(What to work on) Write out the data again exactly, skipping every picture.

(Supplied data)
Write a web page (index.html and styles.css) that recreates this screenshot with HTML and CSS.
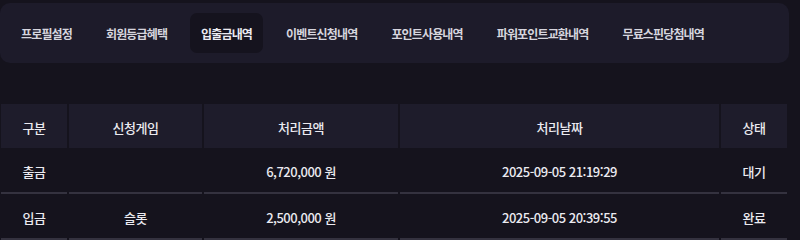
FILE: index.html
```html
<!DOCTYPE html>
<html lang="ko">
<head>
<meta charset="utf-8">
<link rel="stylesheet" href="styles.css">
</head>
<body>
<div class="page">
  <nav class="tabs">
    <a class="tab">프로필설정</a>
    <a class="tab">회원등급혜택</a>
    <a class="tab active">입출금내역</a>
    <a class="tab">이벤트신청내역</a>
    <a class="tab">포인트사용내역</a>
    <a class="tab">파워포인트교환내역</a>
    <a class="tab">무료스핀당첨내역</a>
  </nav>
  <table class="history">
    <colgroup>
      <col class="c1"><col class="c2"><col class="c3"><col class="c4"><col class="c5">
    </colgroup>
    <thead>
      <tr><th>구분</th><th>신청게임</th><th>처리금액</th><th>처리날짜</th><th>상태</th></tr>
    </thead>
    <tbody>
      <tr><td>출금</td><td></td><td>6,720,000 원</td><td>2025-09-05 21:19:29</td><td>대기</td></tr>
      <tr><td>입금</td><td>슬롯</td><td>2,500,000 원</td><td>2025-09-05 20:39:55</td><td>완료</td></tr>
    </tbody>
  </table>
</div>
</body>
</html>
```
FILE: styles.css
```css
html, body {
  margin: 0;
  padding: 0;
  background: #15131d;
  font-family: "Noto Sans CJK KR", "Noto Sans", sans-serif;
  color: #e9e8ee;
}
.page {
  padding-top: 3px;
  width: 789px;
}
.tabs {
  display: flex;
  align-items: center;
  gap: 12px;
  height: 40px;
  padding: 10px 10px;
  background: #1d1b2a;
  border-radius: 10px;
}
.tab {
  display: flex;
  align-items: center;
  height: 40px;
  padding: 1px 11px 0;
  box-sizing: border-box;
  border-radius: 7px;
  font-size: 12px;
  font-weight: 700;
  letter-spacing: -0.85px;
  color: #d6d5de;
  white-space: nowrap;
}
.tab.active {
  background: #15131e;
  color: #ecebf2;
}
.history {
  margin: 41px -1px 0;
  border-collapse: separate;
  border-spacing: 2px 0;
  table-layout: fixed;
  width: 790px;
}
.c1 { width: 66px; }
.c2 { width: 133px; }
.c3 { width: 194px; }
.c4 { width: 319px; }
.c5 { width: 66px; }
.history th, .history td {
  padding: 2px 0 0;
  text-align: center;
  font-size: 13px;
  letter-spacing: -0.5px;
  font-weight: 500;
  color: #ebeaf0;
}
.history th {
  height: 44px;
  box-sizing: border-box;
  background: #1e1c2b;
}
.history td {
  height: 46px;
  box-sizing: border-box;
  border-bottom: 2px solid #34323f;
}
```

(Complete response)
Write a web page (index.html and styles.css) that recreates this screenshot with HTML and CSS.
FILE: index.html
```html
<!DOCTYPE html>
<html lang="ko">
<head>
<meta charset="utf-8">
<link rel="stylesheet" href="styles.css">
</head>
<body>
<div class="page">
  <nav class="tabs">
    <a class="tab">프로필설정</a>
    <a class="tab">회원등급혜택</a>
    <a class="tab active">입출금내역</a>
    <a class="tab">이벤트신청내역</a>
    <a class="tab">포인트사용내역</a>
    <a class="tab">파워포인트교환내역</a>
    <a class="tab">무료스핀당첨내역</a>
  </nav>
  <table class="history">
    <colgroup>
      <col class="c1"><col class="c2"><col class="c3"><col class="c4"><col class="c5">
    </colgroup>
    <thead>
      <tr><th>구분</th><th>신청게임</th><th>처리금액</th><th>처리날짜</th><th>상태</th></tr>
    </thead>
    <tbody>
      <tr><td>출금</td><td></td><td>6,720,000 원</td><td>2025-09-05 21:19:29</td><td>대기</td></tr>
      <tr><td>입금</td><td>슬롯</td><td>2,500,000 원</td><td>2025-09-05 20:39:55</td><td>완료</td></tr>
    </tbody>
  </table>
</div>
</body>
</html>
```
FILE: styles.css
```css
html, body {
  margin: 0;
  padding: 0;
  background: #15131d;
  font-family: "Noto Sans CJK KR", "Noto Sans", sans-serif;
  color: #e9e8ee;
}
.page {
  padding-top: 3px;
  width: 789px;
}
.tabs {
  display: flex;
  align-items: center;
  gap: 12px;
  height: 40px;
  padding: 10px 10px;
  background: #1d1b2a;
  border-radius: 10px;
}
.tab {
  display: flex;
  align-items: center;
  height: 40px;
  padding: 1px 11px 0;
  box-sizing: border-box;
  border-radius: 7px;
  font-size: 12px;
  font-weight: 700;
  letter-spacing: -0.85px;
  color: #d6d5de;
  white-space: nowrap;
}
.tab.active {
  background: #15131e;
  color: #ecebf2;
}
.history {
  margin: 41px -1px 0;
  border-collapse: separate;
  border-spacing: 2px 0;
  table-layout: fixed;
  width: 790px;
}
.c1 { width: 66px; }
.c2 { width: 133px; }
.c3 { width: 194px; }
.c4 { width: 319px; }
.c5 { width: 66px; }
.history th, .history td {
  padding: 2px 0 0;
  text-align: center;
  font-size: 13px;
  letter-spacing: -0.5px;
  font-weight: 500;
  color: #ebeaf0;
}
.history th {
  height: 44px;
  box-sizing: border-box;
  background: #1e1c2b;
}
.history td {
  height: 46px;
  box-sizing: border-box;
  border-bottom: 2px solid #34323f;
}
```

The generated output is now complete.